Published 1:00 pm Tuesday, August 6, 2024

Staff report

Theresa Flores, a motivational speaker, best-selling author and popular TEDx Talker, will talk about her time as a human trafficking victim and how she survived, at a presentation at 5:30-7 p.m. Thursday in the Bowman Auditorium of Ohio University Southern.
Admission is free.
Flores was trafficked as a teen and survived for two years as a sex slave while living in an upper middle-class Michigan suburb. She was drugged and raped by a classmate. She was forced into sexual slavery because the classmate’s older cousin used photos from the event to blackmail her.
She became a social worker and founded Save Our Adolescents from Prostitution (S.O.AP.), which gives hotels bars of soap with phone numbers so that victims of sex trafficking can call for help.
Flores has been active in getting states to pass legislation that deals with human trafficking.

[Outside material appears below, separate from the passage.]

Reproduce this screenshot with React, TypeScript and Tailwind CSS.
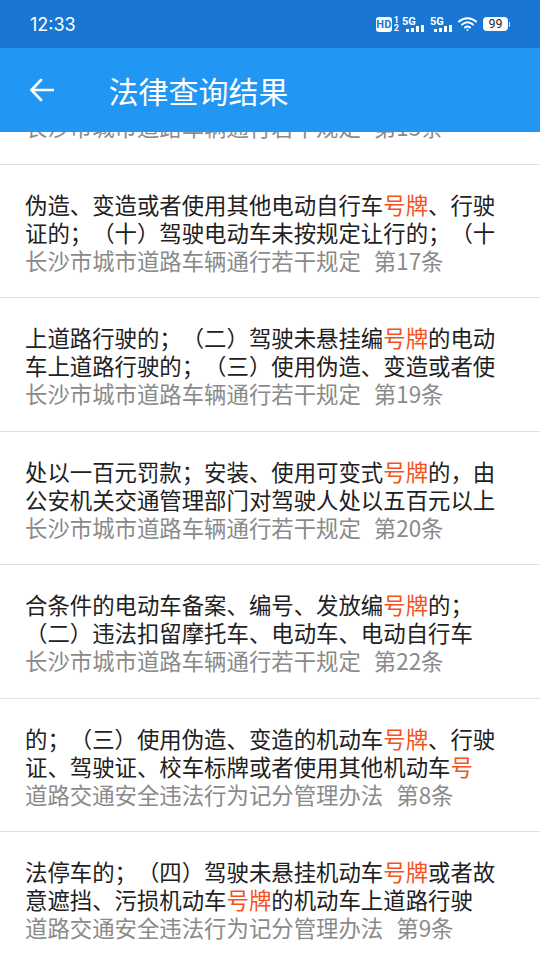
import React from "react";

const FONT = '"Noto Sans CJK SC", "Noto Sans", sans-serif';

function Hl({ text }: { text: string }) {
  const parts = text.split(/(号牌|号$)/);
  return (
    <>
      {parts.map((p, i) =>
        p === "号牌" || p === "号" ? (
          <span key={i} className="text-[#f4511e]">{p}</span>
        ) : (
          <span key={i}>{p}</span>
        )
      )}
    </>
  );
}

const rows = [
  { a: "", b: "", c: "长沙市城市道路车辆通行若干规定", d: "第15条" },
  { a: "伪造、变造或者使用其他电动自行车号牌、行驶", b: "证的；（十）驾驶电动车未按规定让行的；（十", c: "长沙市城市道路车辆通行若干规定", d: "第17条" },
  { a: "上道路行驶的；（二）驾驶未悬挂编号牌的电动", b: "车上道路行驶的；（三）使用伪造、变造或者使", c: "长沙市城市道路车辆通行若干规定", d: "第19条" },
  { a: "处以一百元罚款；安装、使用可变式号牌的，由", b: "公安机关交通管理部门对驾驶人处以五百元以上", c: "长沙市城市道路车辆通行若干规定", d: "第20条" },
  { a: "合条件的电动车备案、编号、发放编号牌的；", b: "（二）违法扣留摩托车、电动车、电动自行车", c: "长沙市城市道路车辆通行若干规定", d: "第22条" },
  { a: "的；（三）使用伪造、变造的机动车号牌、行驶", b: "证、驾驶证、校车标牌或者使用其他机动车号", c: "道路交通安全违法行为记分管理办法", d: "第8条" },
  { a: "法停车的；（四）驾驶未悬挂机动车号牌或者故", b: "意遮挡、污损机动车号牌的机动车上道路行驶", c: "道路交通安全违法行为记分管理办法", d: "第9条" },
];

function Signal({ label }: { label: string }) {
  return (
    <div className="flex flex-col items-start w-[23px] h-[15px]">
      <span className="text-[11px] leading-[9px] font-bold text-white" style={{ fontFamily: "Roboto, sans-serif" }}>{label}</span>
      <div className="flex items-end gap-[2px] -mt-[1px] ml-[4px] h-[7px]">
        <div className="w-[3px] h-[3px] bg-white" />
        <div className="w-[3px] h-[4px] bg-white" />
        <div className="w-[3px] h-[6px] bg-white" />
        <div className="w-[3px] h-[7px] bg-white" />
      </div>
    </div>
  );
}

export default function App() {
  return (
    <div className="w-[540px] h-[960px] overflow-hidden bg-white flex flex-col [text-spacing-trim:space-all]" style={{ fontFamily: FONT }}>
      <div className="h-[48px] bg-[#1976d2] flex items-center justify-between pl-[30px] pr-[30px] shrink-0">
        <span className="text-[18px] text-white" style={{ fontFamily: "Inter, sans-serif" }}>12:33</span>
        <div className="flex items-center">
          <div className="flex items-center gap-[2px] mr-[3px]">
            <span className="bg-white text-[#1976d2] rounded-[3px] text-[11px] leading-[15px] h-[15px] w-[16px] text-center font-bold" style={{ fontFamily: "Roboto, sans-serif" }}>HD</span>
            <div className="flex flex-col text-white text-[9px] leading-[8px] font-bold" style={{ fontFamily: "Roboto, sans-serif" }}>
              <span>1</span>
              <span>2</span>
            </div>
          </div>
          <Signal label="5G" />
          <div className="w-[5px]" />
          <Signal label="5G" />
          <svg className="ml-[5px]" width="20" height="16" viewBox="0 0 20 16" fill="none" stroke="white" strokeWidth="2" strokeLinecap="round">
            <path d="M1 5.5C6 1 13 1 18 5.5" />
            <path d="M4 8.6C7.5 5.6 11.5 5.6 15 8.6" />
            <path d="M7 11.5C8.6 10.2 10.4 10.2 12 11.5" />
            <circle cx="9.5" cy="14" r="1" fill="white" stroke="none" />
          </svg>
          <div className="flex items-center ml-[5px]">
            <div className="w-[25px] h-[14px] bg-white rounded-[4px] flex items-center justify-center text-[12.5px] text-[#1f2937]" style={{ fontFamily: "Roboto, sans-serif" }}>99</div>
            <div className="w-[1.5px] h-[5px] bg-white/80 ml-[0.5px]" />
          </div>
        </div>
      </div>
      <div className="h-[84px] bg-[#2196f3] flex items-center shrink-0 pl-[30px]">
        <svg width="24" height="24" viewBox="0 0 24 24" fill="none" stroke="white" strokeWidth="2.6" strokeLinecap="round" strokeLinejoin="round">
          <path d="M23 12H1.5" />
          <path d="M11 2L1.5 12l9.5 10" />
        </svg>
        <span className="ml-[54.5px] text-[30px] text-white">法律查询结果</span>
      </div>
      <div className="flex-1 overflow-hidden">
        <div className="-mt-[101px]">
          {rows.map((r, i) => (
            <div key={i} className="h-[133.5px] border-b-[1.5px] border-[#e0e0e0] pl-[25px] pt-[25px] text-[22.4px] leading-[28px] whitespace-nowrap">
              <div className="text-[#212121] h-[28px]"><Hl text={r.a} /></div>
              <div className="text-[#212121] h-[28px]"><Hl text={r.b} /></div>
              <div className="text-[#8a8a8a] h-[28px]">{r.c}<span className="ml-[13px]">{r.d}</span></div>
            </div>
          ))}
        </div>
      </div>
    </div>
  );
}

In 2010, Ohio passed a senate bill to make human trafficking a felony, based in large part on her testimony.
In 2015, Michigan passed a bill with a section called the Theresa Flores’ Law, which extended the statute of limitations from six years to 25 years from human trafficking.
Flores has received the first Courage Award from Gov. John Kasich in 2012 and the Ruby Award from the Soroptimist in 2009. In 2013, she was honored for her work with S.O.AP. with 2013 Christian Service Award by the University of Dayton’s Alumni Association.
The event is sponsored by the Lawrence County Health Department.